Let’s start with the company pillar, which requires major reforms if we consider that almost two-thirds of corporate debt has been incurred by state enterprises. Nevertheless, the Chinese authorities have set only a modest objective: to reduce these enterprises’ debt-to-assets ratio by 2 pps between 2018 and 2020, following the 0.4 pp reduction seen in 2017. Although a significant measure, this is not overly ambitious if we take into account that these companies’ debt-to-assets ratio stands at 66%. In addition to this is the plan to convert them into joint stock companies,2 as well as an ambitious anti-pollution campaign which has served to correct many of their inefficiencies. The softening at the corporate level has occurred through fiscal and credit support measures offered to small and medium-sized enterprises in the private sector.

With regards to the public finances, the Chinese authorities have taken the problems arising from the debt of local governments very seriously. This is by no means trivial: corporate debt includes a large part of the debt of Chinese local governments, which have used special vehicles, known as LGFVs,3 to finance expensive infrastructure projects and real estate developments. Since March, the Ministry of Finance has prohibited public banks from financing local governments either directly or indirectly, including funding through LGFVs. This is a significant measure to help slow the rise of local debt, which stands at over 40% of GDP. However, there has also recently been a softening of policy in this field: the Ministry of Finance has asked local governments to accelerate the implementation of the budgeted fiscal expenditure for local infrastructure projects, and it is considering increasing these governments’ participation in public-private initiatives (currently, local governments cannot spend more than 10% of their total budget on funding such initiatives).

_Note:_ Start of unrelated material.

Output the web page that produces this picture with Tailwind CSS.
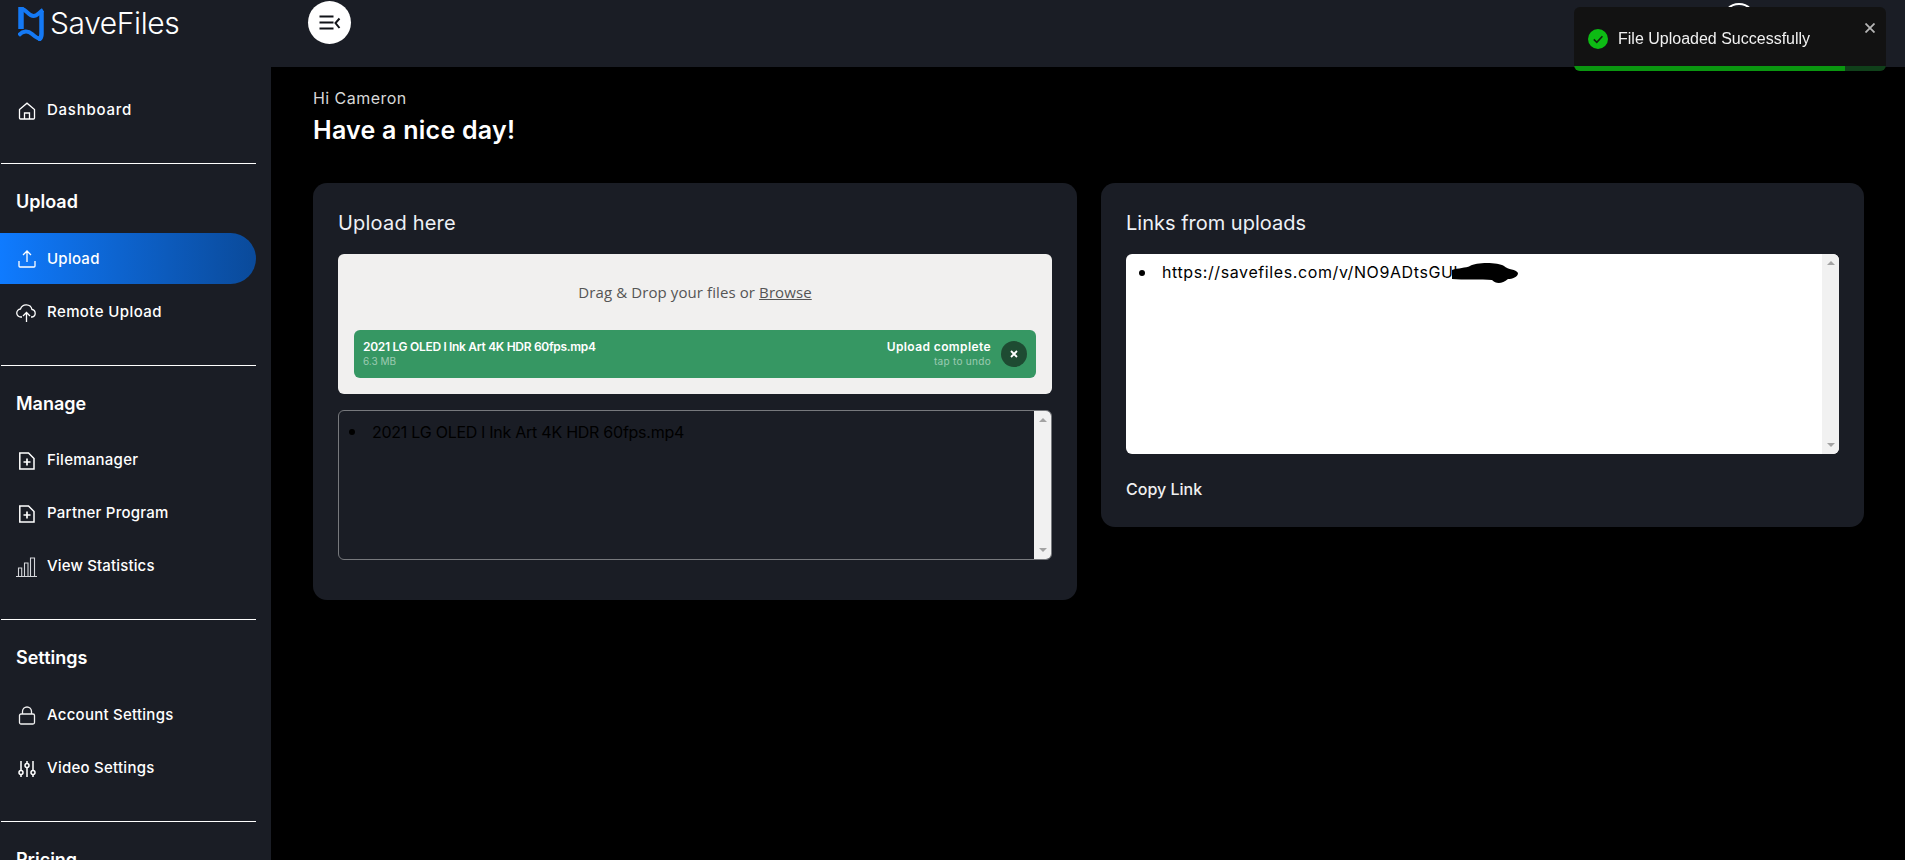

Finally, if we look at the changes in the macrofinancial sphere, we see that a significant effort has been made, making this the flagship of the new measures. The Chinese Executive has applied much stricter control measures to shadow banking products, which are largely responsible for the excessive growth in credit, and it has taken steps to curtail their links with the real estate sector. This process took on a new dimension in April with the issuance of new rules on the features which asset management products offered by Chinese financial institutions must have, both in the banking sector and the shadow banking sector. This process is due to be completed in June 2020. These guidelines will mean that the 27 trillion yuan in wealth management products (which represent a notable 32% of China’s GDP) savings products that offer high returns but are a source of significant risk 4 will not be rolled-over and will have to be fully adapted to the new regulations in just three years. These are demanding regulations: wealth management products (and all other asset management products) will need to have longer maturities to avoid maturity mismatches, the yields will need to be aligned with the risks and returns of the underlying products (which are often in the construction sector) instead of offering guarantees, and these products will not be allowed to be used to invest in other similar products that are considered high-risk. The measures implemented have already begun to curb the issuance of shadow-banking financial products and have led to a significant slowdown in the growth of credit, as we can see in the chart. However, the increase in companies’ borrowing costs observed following this tightening of the regulations has led the Chinese central bank to soften its approach. In particular, measures have been taken to ease somewhat the financial conditions and to inject liquidity into the financial system, in order to make the impact of the new macrofinancial regulations more bearable (the reserve ratio5 for banks has been reduced by 100 bps in April and by 50 bps in June, and the collateral requirements for accessing funding from the central bank have been relaxed). These are one-off measures and the Chinese authorities still have room to introduce new expansionary measures if necessary.

Over the coming months, the measures being introduced to reduce the high levels of indebtedness are likely to continue apace. All in all, we expect new measures to be implemented to soften and temper their scope, especially if there is an excessive slowdown in credit and activity a scenario which cannot be ruled out if global protectionist tensions increase. The challenge faced in the current complex global context is significant and the Chinese authorities will need to tread carefully to bring the situation to a successful conclusion.

 

1. See J. García-Arenas (2018), «A closer look at the macrofinancial conditions in China», Working paper 01/1, CaixaBank Research.

2. Converting them into joint stock companies entails partially privatising them, due to the entry of private capital.

3. LGFVs stands for Local Government Financing Vehicles.

4. They are a source of risk for two reasons. The first is that a large part is invested in high-risk assets, with a significant weighting in the property sector (in which fears of a bubble are all too well known). The second is that there is a risk of maturity mismatch between assets and liabilities, as the asset management products that are sold tend to have short-term maturities (six months), whereas the assets behind these vehicles have much longer maturities and are less liquid.

5. This is the percentage of deposits that financial institutions are required by law to deposit in the Chinese central bank.